Sat, Oct. 6th, 2007 12:02 am (UTC)

What is this "sober" you speak of?

Is it an Americanism I'm not familiar with?

Sun, Oct. 7th, 2007 10:49 am (UTC)

Going to miss you!! Have a great trip, and hope to see you when you are back for a bit....

Sat, Oct. 6th, 2007 06:14 pm (UTC)

Good riddance to the masses. I hope they enjoy their Facebook and Myspace friends, while I continue to use Teh Intarwebs to communicate with *real* friends.

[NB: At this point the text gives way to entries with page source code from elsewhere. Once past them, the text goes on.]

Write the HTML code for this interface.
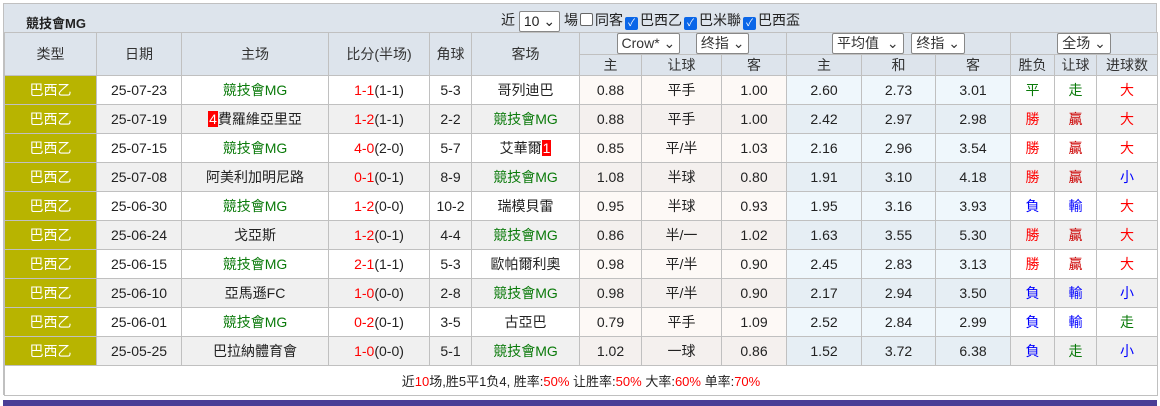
<!DOCTYPE html>
<html><head><meta charset="utf-8"><style>
body{margin:0;width:1160px;height:406px;background:#fff;font-family:"Liberation Sans","Noto Sans CJK SC",sans-serif;font-size:14px;color:#222;overflow:hidden;position:relative}
.wrap{position:absolute;left:3px;top:3px;width:1154px;height:392px;border:1px solid #c0c0c0;box-sizing:border-box;background:#dde4ec}
.title{position:absolute;left:0;top:0;width:1152px;height:30px}
.title b{position:absolute;left:22px;top:9px;font-size:13px}
.filt{position:absolute;left:497px;top:6px;font-size:14px;white-space:nowrap}
.sel{display:inline-block;border:1px solid #888;background:#fff;border-radius:2px;padding:0 4px;height:19px;line-height:19px;vertical-align:middle;font-size:14px}
.cb{display:inline-block;width:11px;height:11px;border:1px solid #666;border-radius:2px;background:#fff;vertical-align:-1px;margin:0 2px}
.cb.on{background:#0a66e8;border-color:#0a66e8;color:#fff;font-size:10px;line-height:11px;text-align:center}
table{position:absolute;left:0;top:28px;border-collapse:collapse;table-layout:fixed;width:1153px}
td{border:1px solid #c0c0c0;text-align:center;padding:0;white-space:nowrap;overflow:hidden}
.h td{background:#dde4ec;color:#333}
.d td{height:28px;background:#fff}
.d.g td{background:#f0f0f0}
.d td.o{background:#fdf9f6}.d.g td.o{background:#f4f0ee}
.d td.b{background:#eff7fc}.d.g td.b{background:#e6eef4}
.d td.t{background:#b8b400;color:#fff}
.gr{color:#0a7a0a}.r{color:#f00}.bl{color:#00f}.bn{color:#c00}
.bd{background:#f00;color:#fff;padding:0 1px}
.ft td{height:29px;background:#fff;font-size:13px}
.bar{position:absolute;left:3px;top:400px;width:1154px;height:6px;background:#4a3d96}
</style></head><body>
<div class="wrap">
<div class="title"><b>競技會MG</b>
<div class="filt">近 <span class="sel">10 ⌄</span> 場<span class="cb"></span>同客<span class="cb on">✓</span>巴西乙<span class="cb on">✓</span>巴米聯<span class="cb on">✓</span>巴西盃</div></div>
<table>
<colgroup><col style="width:92px"><col style="width:85px"><col style="width:147px"><col style="width:101px"><col style="width:42px"><col style="width:108px"><col style="width:62px"><col style="width:80px"><col style="width:65px"><col style="width:75px"><col style="width:74px"><col style="width:75px"><col style="width:44px"><col style="width:42px"><col style="width:61px"></colgroup>
<tr class="h" style="height:21px"><td rowspan="2">类型</td><td rowspan="2">日期</td><td rowspan="2">主场</td><td rowspan="2">比分(半场)</td><td rowspan="2">角球</td><td rowspan="2">客场</td>
<td colspan="3"><span class="sel">Crow* ⌄</span>&nbsp;&nbsp;&nbsp;&nbsp;<span class="sel">终指 ⌄</span></td>
<td colspan="3"><span class="sel">平均值 &nbsp;⌄</span>&nbsp;&nbsp;<span class="sel">终指 ⌄</span></td>
<td colspan="3"><span class="sel">全场 ⌄</span></td></tr>
<tr class="h" style="height:19px"><td>主</td><td>让球</td><td>客</td><td>主</td><td>和</td><td>客</td><td>胜负</td><td>让球</td><td>进球数</td></tr>
<tr class="d"><td class="t">巴西乙</td><td>25-07-23</td><td class="gr">競技會MG</td><td><span class="r">1-1</span>(1-1)</td><td>5-3</td><td>哥列迪巴</td><td class="o">0.88</td><td class="o">平手</td><td class="o">1.00</td><td class="b">2.60</td><td class="b">2.73</td><td class="b">3.01</td><td class="gr">平</td><td class="gr">走</td><td class="r">大</td></tr>
<tr class="d g"><td class="t">巴西乙</td><td>25-07-19</td><td><span class="bd">4</span>費羅維亞里亞</td><td><span class="r">1-2</span>(1-1)</td><td>2-2</td><td class="gr">競技會MG</td><td class="o">0.88</td><td class="o">平手</td><td class="o">1.00</td><td class="b">2.42</td><td class="b">2.97</td><td class="b">2.98</td><td class="r">勝</td><td class="bn">贏</td><td class="r">大</td></tr>
<tr class="d"><td class="t">巴西乙</td><td>25-07-15</td><td class="gr">競技會MG</td><td><span class="r">4-0</span>(2-0)</td><td>5-7</td><td>艾華爾<span class="bd">1</span></td><td class="o">0.85</td><td class="o">平/半</td><td class="o">1.03</td><td class="b">2.16</td><td class="b">2.96</td><td class="b">3.54</td><td class="r">勝</td><td class="bn">贏</td><td class="r">大</td></tr>
<tr class="d g"><td class="t">巴西乙</td><td>25-07-08</td><td>阿美利加明尼路</td><td><span class="r">0-1</span>(0-1)</td><td>8-9</td><td class="gr">競技會MG</td><td class="o">1.08</td><td class="o">半球</td><td class="o">0.80</td><td class="b">1.91</td><td class="b">3.10</td><td class="b">4.18</td><td class="r">勝</td><td class="bn">贏</td><td class="bl">小</td></tr>
<tr class="d"><td class="t">巴西乙</td><td>25-06-30</td><td class="gr">競技會MG</td><td><span class="r">1-2</span>(0-0)</td><td>10-2</td><td>瑞模貝雷</td><td class="o">0.95</td><td class="o">半球</td><td class="o">0.93</td><td class="b">1.95</td><td class="b">3.16</td><td class="b">3.93</td><td class="bl">負</td><td class="bl">輸</td><td class="r">大</td></tr>
<tr class="d g"><td class="t">巴西乙</td><td>25-06-24</td><td>戈亞斯</td><td><span class="r">1-2</span>(0-1)</td><td>4-4</td><td class="gr">競技會MG</td><td class="o">0.86</td><td class="o">半/一</td><td class="o">1.02</td><td class="b">1.63</td><td class="b">3.55</td><td class="b">5.30</td><td class="r">勝</td><td class="bn">贏</td><td class="r">大</td></tr>
<tr class="d"><td class="t">巴西乙</td><td>25-06-15</td><td class="gr">競技會MG</td><td><span class="r">2-1</span>(1-1)</td><td>5-3</td><td>歐帕爾利奧</td><td class="o">0.98</td><td class="o">平/半</td><td class="o">0.90</td><td class="b">2.45</td><td class="b">2.83</td><td class="b">3.13</td><td class="r">勝</td><td class="bn">贏</td><td class="r">大</td></tr>
<tr class="d g"><td class="t">巴西乙</td><td>25-06-10</td><td>亞馬遜FC</td><td><span class="r">1-0</span>(0-0)</td><td>2-8</td><td class="gr">競技會MG</td><td class="o">0.98</td><td class="o">平/半</td><td class="o">0.90</td><td class="b">2.17</td><td class="b">2.94</td><td class="b">3.50</td><td class="bl">負</td><td class="bl">輸</td><td class="bl">小</td></tr>
<tr class="d"><td class="t">巴西乙</td><td>25-06-01</td><td class="gr">競技會MG</td><td><span class="r">0-2</span>(0-1)</td><td>3-5</td><td>古亞巴</td><td class="o">0.79</td><td class="o">平手</td><td class="o">1.09</td><td class="b">2.52</td><td class="b">2.84</td><td class="b">2.99</td><td class="bl">負</td><td class="bl">輸</td><td class="gr">走</td></tr>
<tr class="d g"><td class="t">巴西乙</td><td>25-05-25</td><td>巴拉納體育會</td><td><span class="r">1-0</span>(0-0)</td><td>5-1</td><td class="gr">競技會MG</td><td class="o">1.02</td><td class="o">一球</td><td class="o">0.86</td><td class="b">1.52</td><td class="b">3.72</td><td class="b">6.38</td><td class="bl">負</td><td class="gr">走</td><td class="bl">小</td></tr>
<tr class="ft"><td colspan="15">近<span class="r">10</span>场,胜5平1负4, 胜率:<span class="r">50%</span> 让胜率:<span class="r">50%</span> 大率:<span class="r">60%</span> 单率:<span class="r">70%</span></td></tr>
</table>
</div>
<div class="bar"></div>
</body></html>
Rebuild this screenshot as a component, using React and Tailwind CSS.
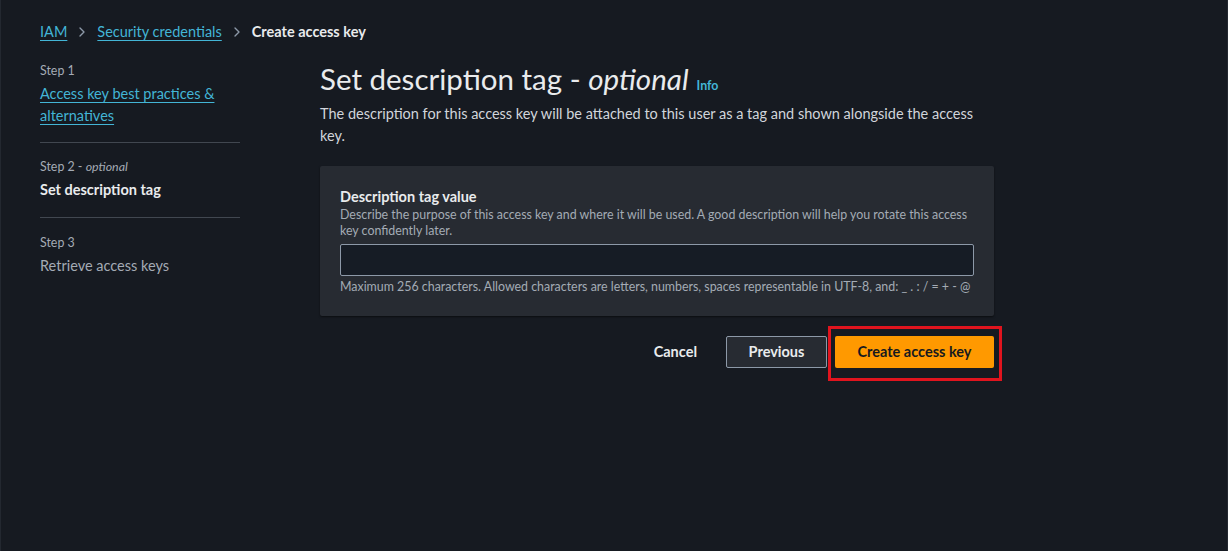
import { ChevronRight } from 'lucide-react';

const font = { fontFamily: 'Lato, "Liberation Sans", sans-serif' };

const Steps = () => (
    <div className="w-[200px] shrink-0">
        <div className="pb-[15px] border-b border-[#414750]">
            <div className="text-[12.4px] text-[#a4abb5] leading-4">Step 1</div>
            <a className="block mt-1 text-[14.5px] leading-[22px] text-[#43b5d6] underline underline-offset-[3px]">
                Access key best practices &amp; alternatives
            </a>
        </div>
        <div className="pt-4 pb-4 border-b border-[#414750]">
            <div className="text-[12.4px] text-[#a4abb5] leading-4">
                Step 2 - <i>optional</i>
            </div>
            <div className="mt-1 text-[14.5px] leading-[22px] font-bold text-[#e9ebed]">Set description tag</div>
        </div>
        <div className="pt-[17px]">
            <div className="text-[12.4px] text-[#a4abb5] leading-4">Step 3</div>
            <div className="mt-1 text-[14.5px] leading-[22px] text-[#a4abb5]">Retrieve access keys</div>
        </div>
    </div>
);

const App = () => {
    return (
        <div style={font} className="min-h-screen h-[551px] bg-[#161a21] text-[#d1d5db] border-x border-[#232830]">
            <div className="pl-[39px] pt-[21px] flex items-center gap-[7px] text-[14.5px] leading-[22px]">
                <a className="text-[#43b5d6] underline underline-offset-[3px]">IAM</a>
                <ChevronRight className="w-4 h-4 text-[#8d99a8]" strokeWidth={2} />
                <a className="text-[#43b5d6] underline underline-offset-[3px]">Security credentials</a>
                <ChevronRight className="w-4 h-4 text-[#8d99a8]" strokeWidth={2} />
                <span className="font-bold text-[#e9ebed]">Create access key</span>
            </div>

            <div className="flex pl-[39px] pt-[20px] gap-[80px]">
                <Steps />
                <div className="w-[674px]">
                    <div className="flex items-baseline gap-2 mt-[-3px]">
                        <h1 className="text-[29.5px] leading-[38px] text-[#e9ebed]">
                            Set description tag - <i>optional</i>
                        </h1>
                        <a className="text-[12.4px] font-bold text-[#43b5d6]">Info</a>
                    </div>
                    <p className="mt-[5px] text-[14.5px] leading-[22px] text-[#d1d5db]">
                        The description for this access key will be attached to this user as a tag and shown alongside the access key.
                    </p>

                    <div className="mt-[19px] bg-[#272b32] rounded-[2px] shadow-[0_1px_2px_rgba(0,0,0,0.5)] px-5 pt-[21px] pb-[21px]">
                        <label className="block text-[14.5px] leading-[20px] font-bold text-[#e9ebed]">Description tag value</label>
                        <div className="text-[12.4px] leading-4 text-[#a4abb5]">
                            Describe the purpose of this access key and where it will be used. A good description will help you rotate this access key confidently later.
                        </div>
                        <input
                            type="text"
                            className="mt-[5px] block w-full h-[32px] bg-[#161c25] border border-[#8d99a8] rounded-[2px] px-2 text-sm text-[#e9ebed] outline-none"
                        />
                        <div className="mt-[3px] text-[12.4px] leading-4 text-[#a4abb5]">
                            Maximum 256 characters. Allowed characters are letters, numbers, spaces representable in UTF-8, and: _ . : / = + - @
                        </div>
                    </div>

                    <div className="mt-[20px] flex justify-end items-start">
                        <button className="px-5 h-[32px] text-[14.5px] font-bold text-[#e9ebed]">Cancel</button>
                        <button className="ml-[9px] w-[101px] h-[32px] text-[14.5px] font-bold text-[#e9ebed] border border-[#8d99a8] rounded-[2px] bg-[#272b32]">
                            Previous
                        </button>
                        <div className="ml-[1px] mr-[-8px] mt-[-10px] mb-[-13px] border-[3px] border-[#e0141e] pl-[4px] pr-[5px] pt-[7px] pb-[10px]">
                            <button className="block w-[159px] h-[32px] text-[14.5px] font-bold text-[#16191f] bg-[#ff9900] rounded-[2px]">
                                Create access key
                            </button>
                        </div>
                    </div>
                </div>
            </div>
        </div>
    );
};

export default App;
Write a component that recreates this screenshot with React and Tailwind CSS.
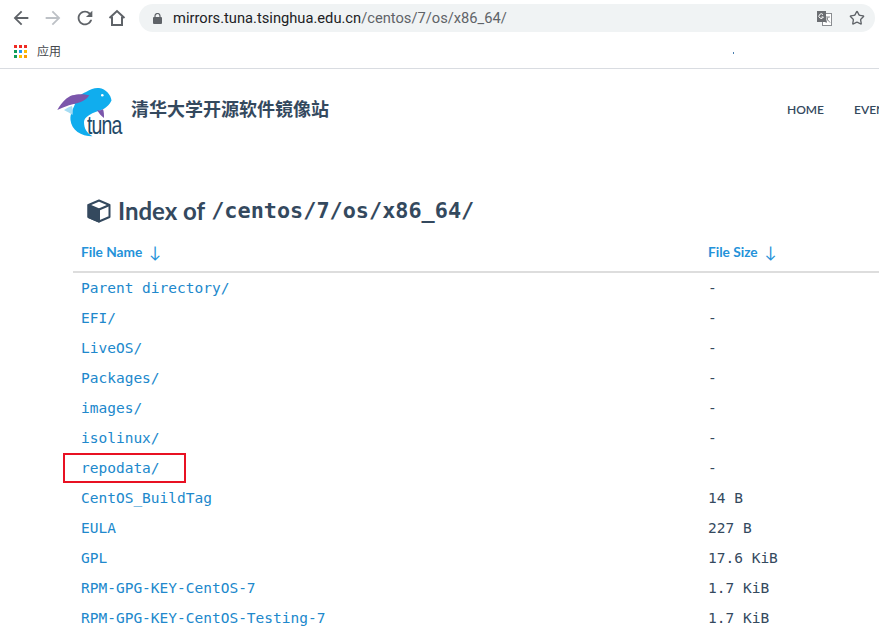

Mon, Dec. 24th, 2007 01:56 pm (UTC)


Fri, Dec. 28th, 2007 06:04 pm (UTC)

Consistency is for small weak minds :-)

Mon, Oct. 8th, 2007 09:36 pm (UTC)

That actually made me realise how sad some things are. I have a facebook. I used it to organise my sixteenth birthday, I used it to organise when things weren't going well in my life ...

To me, it actually seems like Facebook is taking the place that Tribe took for a lot of people throughout the earlier part of this decade and before ... The difference would be that it was aimed younger, and younger. When will the internets end?

Mon, Oct. 8th, 2007 09:59 pm (UTC)

This is the 'problem' as I see it. And note my use of air quotes here - I usually deploy them only during strict emergencies.

The 'problem' (there I go again) is that Facebook is damn good at what it does. Sure it could be better in various places but that's sort of beside the point. It's awesome for organising birthday parties and getting your friends to play Scrabble with you. I'm not so sure about it as a blogging engine but how hard could that actually be to add on.

The problem (no airquotes this time) for the wider interwebs type people is that we have nothing that works as slickly and as tightly integrated and that historically appeals for open standards over convenience have largely failed with the general populace.

I'm horrifically jetlagged at the moment so I have a horrid feeling that's completely incoherent but I hope the gist is there.

Tue, Oct. 9th, 2007 01:47 am (UTC)

The gist is well there. However, the entirety of the issue leaves me wondering what happened to the telephone.